Dans ce très beau roman, que j'ai eu la chance de découvrir en avant-première, Gwenaele Robert mêle avec adresse la petite histoire à la grande, faisant revivre avec un réalisme formidable Paris sous la Terreur, entre liesse et meurtres de masse, manipulation de la foule eh oui, les temps changent et pourtant rien ne bouge qui crève encore et toujours de faim mais n'en a plus cure, c'est là toute la différence, et se fait joyeusement complice de la mort des amis, des voisins... La réalité - extrêmement bien documentée, un travail remarquable de reconstitution historique auquel s'est attelée Gwenaële Robert- croise la fiction avec brio et les épisodes tragiques, fictifs ou bien réels, que narre l'auteure, épouvantent autant qu'ils émeuvent. Le cocher et son Christ tatoué dans le dos, marque de l'infâmie en ce Nouveau Monde, le perruquier qui perd deux fois son fils, la lingère, emportée par l'indignation, la reine déchue à qui on arrache son enfant... tous ces personnages, imaginaires ou pas, sont saisissants, portés par une écriture au plus près de leurs pensées, de leurs actes, qui nous les rend de ce fait très attachants.

Comment ne pas être ému par le calvaire de Marie-Antoinette, se vidant peu à peu de son sang, se laissant lentement mourir lorsqu'elle est brutalement séparée de son petit garçon? "Un étage seulement les sépare. La reine retient son souffle avec l'espoir fou d'entendre celui de son fils, les battements de son coeur de huit ans. Mais le sol est dallé de pierre et les pierres sont muettes (...) Demain elle collera  son oreille sur le sol, elle cherchera une fissure, elle essaiera d'aménager une trappe. Elle donnerait le peu qui lui reste pour entendre sa voix claire (...) Le peu qui lui reste, c'est-à-dire sa vie même". La dignité et le courage de la jeune Charlotte face à ses juges est aussi un grand moment de littérature : "dans cette tragédie, il n'y a qu'un grand rôle, c'est le sien".

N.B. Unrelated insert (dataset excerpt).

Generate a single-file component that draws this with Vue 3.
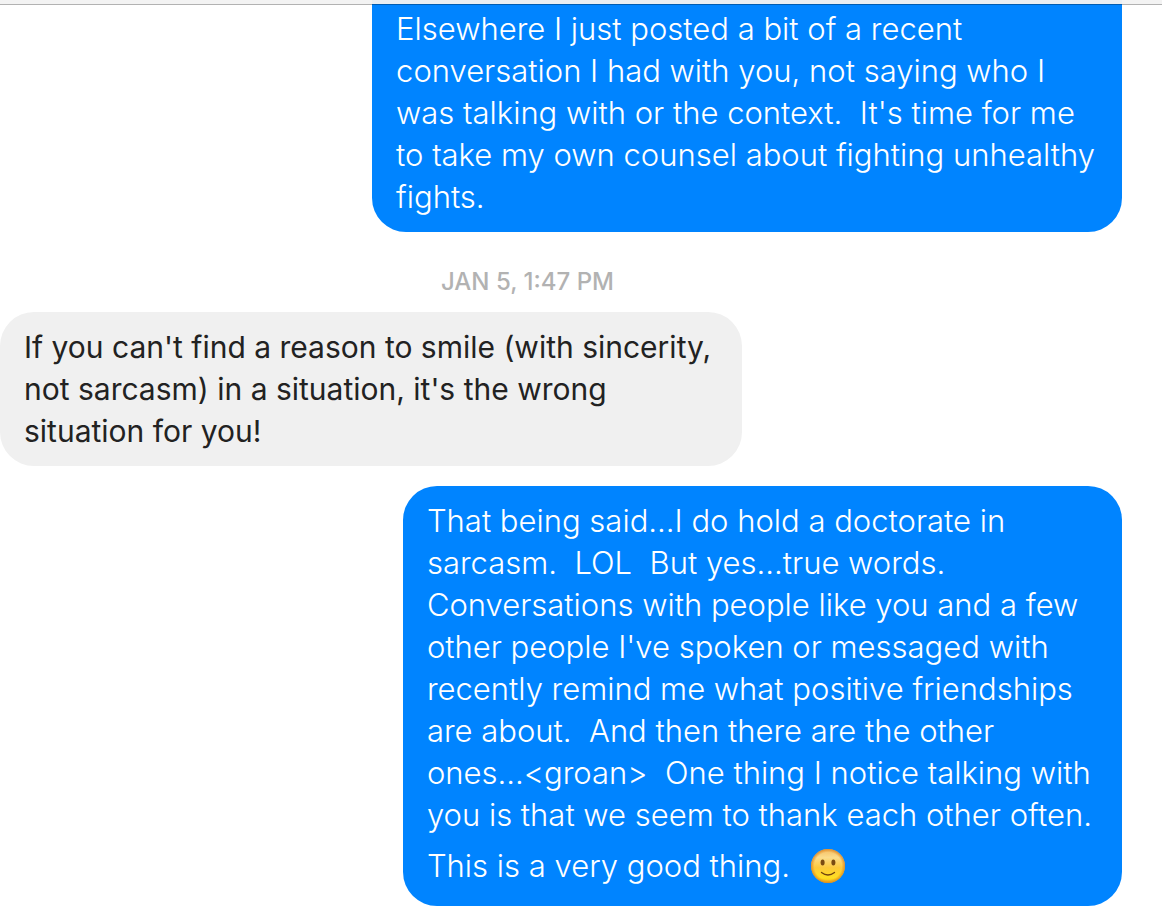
<script setup>
const first = ['Elsewhere I just posted a bit of a recent', 'conversation I had with you, not saying who I', "was talking with or the context.\u00a0 It's time for me", 'to take my own counsel about fighting unhealthy', 'fights.']
const reply = ["If you can't find a reason to smile (with sincerity,", "not sarcasm) in a situation, it's the wrong", 'situation for you!']
const last = ['That being said...I do hold a doctorate in', 'sarcasm.\u00a0 LOL\u00a0 But yes...true words.', 'Conversations with people like you and a few', "other people I've spoken or messaged with", 'recently remind me what positive friendships', 'are about.\u00a0 And then there are the other', 'ones...<groan>\u00a0 One thing I notice talking with', 'you is that we seem to thank each other often.']
</script>

<template>
  <main class="chat">
    <div class="edge"></div>
    <section class="bubble sent first">
      <p v-for="line in first" :key="line">{{ line }}</p>
    </section>
    <time class="stamp">JAN 5, 1:47 PM</time>
    <section class="bubble received">
      <p v-for="line in reply" :key="line">{{ line }}</p>
    </section>
    <section class="bubble sent last">
      <p v-for="line in last" :key="line">{{ line }}</p>
      <p class="closing">
        <span>This is a very good thing.</span>
        <svg class="smile" viewBox="0 0 36 36" role="img" aria-label="Slightly smiling face">
          <defs>
            <linearGradient id="face" x1="0" y1="0" x2="0" y2="1">
              <stop offset="0" stop-color="#f5bd62" />
              <stop offset="0.25" stop-color="#fbdc8c" />
              <stop offset="0.55" stop-color="#fcc93c" />
              <stop offset="0.85" stop-color="#ffdf20" />
              <stop offset="1" stop-color="#f2b21c" />
            </linearGradient>
            <radialGradient id="rim">
              <stop offset="0.8" stop-color="#e18a20" stop-opacity="0" />
              <stop offset="1" stop-color="#d98324" stop-opacity="0.85" />
            </radialGradient>
          </defs>
          <circle cx="18" cy="18" r="17" fill="url(#face)" />
          <circle cx="18" cy="18" r="17" fill="url(#rim)" />
          <ellipse cx="12.600" cy="14.500" rx="2" ry="2.900" fill="#7a4a12" />
          <ellipse cx="23.400" cy="14.500" rx="2" ry="2.900" fill="#7a4a12" />
          <path d="M11.500 24.500Q18 29.500 24.500 24.500" fill="none" stroke="#70430f" stroke-width="1.300" stroke-linecap="round" />
        </svg>
      </p>
    </section>
  </main>
</template>

<style>
body { margin: 0; background: #fff; }
</style>

<style scoped>
.chat {
  display: flex;
  flex-direction: column;
  font-family: Inter, "Liberation Sans", sans-serif;
  font-size: 31px;
  line-height: 42px;
}
.edge {
  position: relative;
  z-index: 1;
  height: 4px;
  margin-bottom: -5px;
  background: rgba(243, 243, 243, 0.96);
  background-clip: padding-box;
  border-bottom: 1px solid rgba(0, 0, 0, 0.3);
}
.bubble { border-radius: 34px; box-sizing: border-box; }
p { margin: 0; white-space: nowrap; }
.sent { align-self: flex-end; margin-right: 40px; background: #0084ff; color: #fff; font-weight: 300; }
.first { padding: 8px 27px 14px 24px; border-radius: 0 0 34px 34px; }
.stamp { align-self: flex-start; margin: 32px 0 12px 441px; font-size: 24px; font-weight: 500; line-height: 36px; color: #b2b2b2; }
.received { align-self: flex-start; padding: 14px 31px 14px 24px; background: #f0f0f0; color: #222; font-size: 30px; }
.last { margin-top: 20px; padding: 14px 30px 14px 24px; }
.closing { display: flex; align-items: center; gap: 20px; padding-top: 4px; height: 52px; }
.smile { width: 36px; height: 36px; }
</style>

Le talent de l'auteure est tel qu'on oublie très vite ce qui relève du roman ou de la réalité, les deux se confondant avec un parfait naturel. Personnage historique, héros de roman... On finit par ne plus s'en préoccuper, l'essentiel étant dans l'énorme plaisir de lecture que ce roman procure. Histoire, émotion, tension dramatique, beauté de la langue... tout y est. 

Je suis d'autant plus ravie d'avoir aimé ce livre qu'il m'a été gentiment proposé par Gwenaële Robert, dont le premier roman fut un coup de coeur, et les Editions Robert Laffont. Dans ce cas précis, aucun scrupule à chroniquer un roman offert par l'auteure, qu'on craindrait de vexer le cas échéant etc. Le problème des SP, vous savez. On veut rester honnête à tout prix, mais pour ma part, je ne le suis jamais sans peur de blesser. Je suis donc soulagée à double titre, vous n'imaginez pas... Ce roman est un régal, je peux le dire, je peux l'écrire avec enthousiasme, Gwenaële Robert ne me déçoit pas. Je dis chapeau, après "Tu seras ma beauté" il fallait le faire ! (double effet kiss cool)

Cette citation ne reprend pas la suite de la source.